- [WRITTEN TASK]:
Transcribe the listing exactly, leaving out every picture.

- [DATASET SECTION]:
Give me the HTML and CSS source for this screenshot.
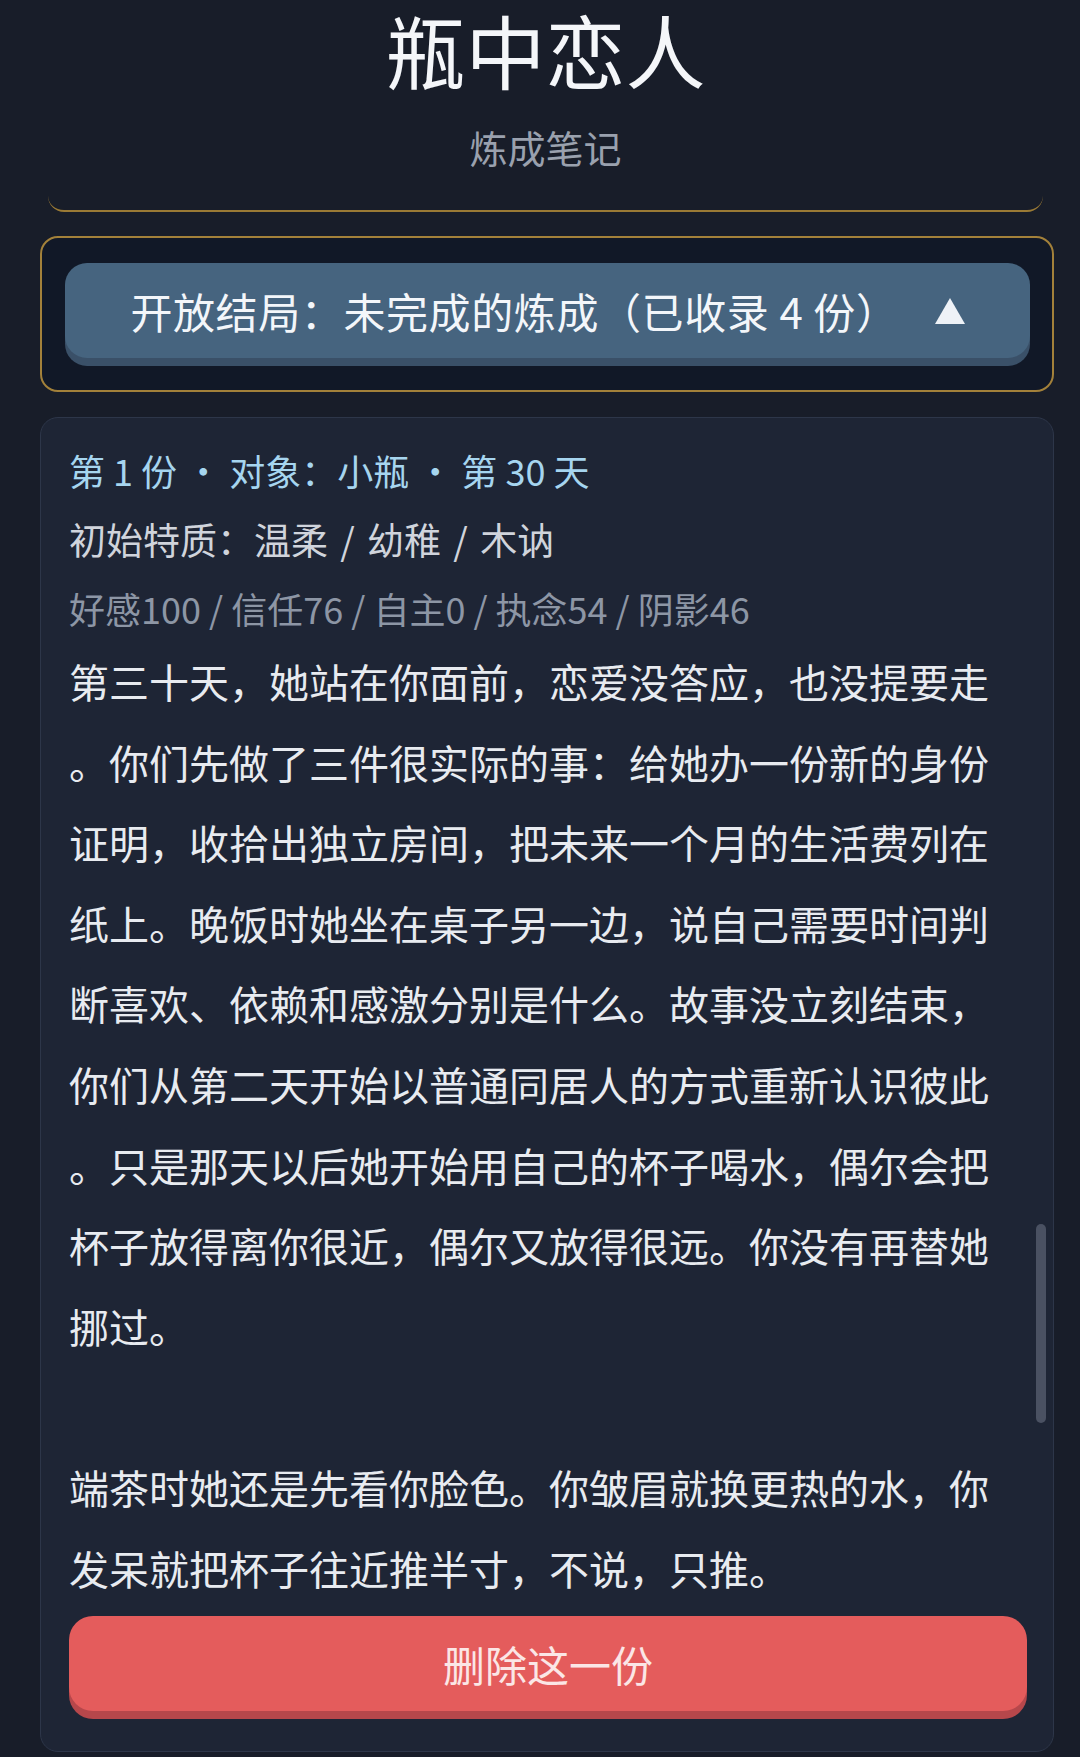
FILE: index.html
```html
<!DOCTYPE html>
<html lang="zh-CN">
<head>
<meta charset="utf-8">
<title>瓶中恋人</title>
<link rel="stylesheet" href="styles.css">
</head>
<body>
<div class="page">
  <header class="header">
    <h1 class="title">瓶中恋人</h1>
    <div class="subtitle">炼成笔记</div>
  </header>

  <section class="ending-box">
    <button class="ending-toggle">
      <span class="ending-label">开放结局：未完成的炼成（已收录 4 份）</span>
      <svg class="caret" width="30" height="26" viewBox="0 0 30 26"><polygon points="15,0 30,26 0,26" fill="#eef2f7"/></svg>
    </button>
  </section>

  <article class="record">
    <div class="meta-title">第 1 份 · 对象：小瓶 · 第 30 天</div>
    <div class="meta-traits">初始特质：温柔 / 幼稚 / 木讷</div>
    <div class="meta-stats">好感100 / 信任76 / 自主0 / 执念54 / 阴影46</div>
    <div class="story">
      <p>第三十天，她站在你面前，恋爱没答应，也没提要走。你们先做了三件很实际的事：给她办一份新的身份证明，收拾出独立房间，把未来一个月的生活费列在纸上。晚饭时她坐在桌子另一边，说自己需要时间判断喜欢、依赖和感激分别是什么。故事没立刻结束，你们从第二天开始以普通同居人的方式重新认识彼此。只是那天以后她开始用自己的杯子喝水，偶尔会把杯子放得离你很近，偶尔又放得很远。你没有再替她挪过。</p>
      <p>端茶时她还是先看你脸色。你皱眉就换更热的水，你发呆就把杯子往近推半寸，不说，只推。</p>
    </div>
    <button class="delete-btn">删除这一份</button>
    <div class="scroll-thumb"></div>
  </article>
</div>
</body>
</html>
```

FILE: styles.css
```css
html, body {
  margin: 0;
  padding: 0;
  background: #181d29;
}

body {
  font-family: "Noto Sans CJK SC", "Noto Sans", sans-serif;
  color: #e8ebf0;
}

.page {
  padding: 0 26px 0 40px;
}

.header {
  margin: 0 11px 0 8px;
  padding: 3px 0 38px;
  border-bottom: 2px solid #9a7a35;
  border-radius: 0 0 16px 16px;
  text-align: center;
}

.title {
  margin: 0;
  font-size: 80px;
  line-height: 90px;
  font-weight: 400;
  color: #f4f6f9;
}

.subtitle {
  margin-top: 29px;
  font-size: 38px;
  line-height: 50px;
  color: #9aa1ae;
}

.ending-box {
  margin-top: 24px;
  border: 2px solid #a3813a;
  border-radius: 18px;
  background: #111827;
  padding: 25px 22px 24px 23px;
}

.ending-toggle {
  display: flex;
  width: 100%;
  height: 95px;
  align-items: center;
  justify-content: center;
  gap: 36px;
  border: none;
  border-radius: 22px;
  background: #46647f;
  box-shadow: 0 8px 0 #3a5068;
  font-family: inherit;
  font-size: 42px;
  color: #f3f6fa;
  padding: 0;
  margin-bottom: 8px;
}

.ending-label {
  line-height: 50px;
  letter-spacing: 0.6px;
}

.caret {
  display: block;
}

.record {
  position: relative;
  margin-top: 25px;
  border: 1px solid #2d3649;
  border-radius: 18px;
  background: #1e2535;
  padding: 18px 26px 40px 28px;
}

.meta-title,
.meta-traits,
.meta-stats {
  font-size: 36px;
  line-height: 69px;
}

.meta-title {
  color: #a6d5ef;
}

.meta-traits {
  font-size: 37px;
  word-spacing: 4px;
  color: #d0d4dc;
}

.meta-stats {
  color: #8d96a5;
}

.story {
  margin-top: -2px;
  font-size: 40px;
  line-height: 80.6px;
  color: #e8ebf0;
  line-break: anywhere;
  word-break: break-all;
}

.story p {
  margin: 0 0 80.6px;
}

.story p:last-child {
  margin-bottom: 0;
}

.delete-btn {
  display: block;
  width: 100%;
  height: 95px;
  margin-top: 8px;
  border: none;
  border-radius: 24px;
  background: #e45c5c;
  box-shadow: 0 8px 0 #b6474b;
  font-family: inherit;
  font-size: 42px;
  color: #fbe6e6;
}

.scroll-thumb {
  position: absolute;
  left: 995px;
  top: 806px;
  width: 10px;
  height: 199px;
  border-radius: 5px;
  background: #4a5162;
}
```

- [EXERCISE RESULT]:
Give me the HTML and CSS source for this screenshot.
FILE: index.html
```html
<!DOCTYPE html>
<html lang="zh-CN">
<head>
<meta charset="utf-8">
<title>瓶中恋人</title>
<link rel="stylesheet" href="styles.css">
</head>
<body>
<div class="page">
  <header class="header">
    <h1 class="title">瓶中恋人</h1>
    <div class="subtitle">炼成笔记</div>
  </header>

  <section class="ending-box">
    <button class="ending-toggle">
      <span class="ending-label">开放结局：未完成的炼成（已收录 4 份）</span>
      <svg class="caret" width="30" height="26" viewBox="0 0 30 26"><polygon points="15,0 30,26 0,26" fill="#eef2f7"/></svg>
    </button>
  </section>

  <article class="record">
    <div class="meta-title">第 1 份 · 对象：小瓶 · 第 30 天</div>
    <div class="meta-traits">初始特质：温柔 / 幼稚 / 木讷</div>
    <div class="meta-stats">好感100 / 信任76 / 自主0 / 执念54 / 阴影46</div>
    <div class="story">
      <p>第三十天，她站在你面前，恋爱没答应，也没提要走。你们先做了三件很实际的事：给她办一份新的身份证明，收拾出独立房间，把未来一个月的生活费列在纸上。晚饭时她坐在桌子另一边，说自己需要时间判断喜欢、依赖和感激分别是什么。故事没立刻结束，你们从第二天开始以普通同居人的方式重新认识彼此。只是那天以后她开始用自己的杯子喝水，偶尔会把杯子放得离你很近，偶尔又放得很远。你没有再替她挪过。</p>
      <p>端茶时她还是先看你脸色。你皱眉就换更热的水，你发呆就把杯子往近推半寸，不说，只推。</p>
    </div>
    <button class="delete-btn">删除这一份</button>
    <div class="scroll-thumb"></div>
  </article>
</div>
</body>
</html>
```

FILE: styles.css
```css
html, body {
  margin: 0;
  padding: 0;
  background: #181d29;
}

body {
  font-family: "Noto Sans CJK SC", "Noto Sans", sans-serif;
  color: #e8ebf0;
}

.page {
  padding: 0 26px 0 40px;
}

.header {
  margin: 0 11px 0 8px;
  padding: 3px 0 38px;
  border-bottom: 2px solid #9a7a35;
  border-radius: 0 0 16px 16px;
  text-align: center;
}

.title {
  margin: 0;
  font-size: 80px;
  line-height: 90px;
  font-weight: 400;
  color: #f4f6f9;
}

.subtitle {
  margin-top: 29px;
  font-size: 38px;
  line-height: 50px;
  color: #9aa1ae;
}

.ending-box {
  margin-top: 24px;
  border: 2px solid #a3813a;
  border-radius: 18px;
  background: #111827;
  padding: 25px 22px 24px 23px;
}

.ending-toggle {
  display: flex;
  width: 100%;
  height: 95px;
  align-items: center;
  justify-content: center;
  gap: 36px;
  border: none;
  border-radius: 22px;
  background: #46647f;
  box-shadow: 0 8px 0 #3a5068;
  font-family: inherit;
  font-size: 42px;
  color: #f3f6fa;
  padding: 0;
  margin-bottom: 8px;
}

.ending-label {
  line-height: 50px;
  letter-spacing: 0.6px;
}

.caret {
  display: block;
}

.record {
  position: relative;
  margin-top: 25px;
  border: 1px solid #2d3649;
  border-radius: 18px;
  background: #1e2535;
  padding: 18px 26px 40px 28px;
}

.meta-title,
.meta-traits,
.meta-stats {
  font-size: 36px;
  line-height: 69px;
}

.meta-title {
  color: #a6d5ef;
}

.meta-traits {
  font-size: 37px;
  word-spacing: 4px;
  color: #d0d4dc;
}

.meta-stats {
  color: #8d96a5;
}

.story {
  margin-top: -2px;
  font-size: 40px;
  line-height: 80.6px;
  color: #e8ebf0;
  line-break: anywhere;
  word-break: break-all;
}

.story p {
  margin: 0 0 80.6px;
}

.story p:last-child {
  margin-bottom: 0;
}

.delete-btn {
  display: block;
  width: 100%;
  height: 95px;
  margin-top: 8px;
  border: none;
  border-radius: 24px;
  background: #e45c5c;
  box-shadow: 0 8px 0 #b6474b;
  font-family: inherit;
  font-size: 42px;
  color: #fbe6e6;
}

.scroll-thumb {
  position: absolute;
  left: 995px;
  top: 806px;
  width: 10px;
  height: 199px;
  border-radius: 5px;
  background: #4a5162;
}
```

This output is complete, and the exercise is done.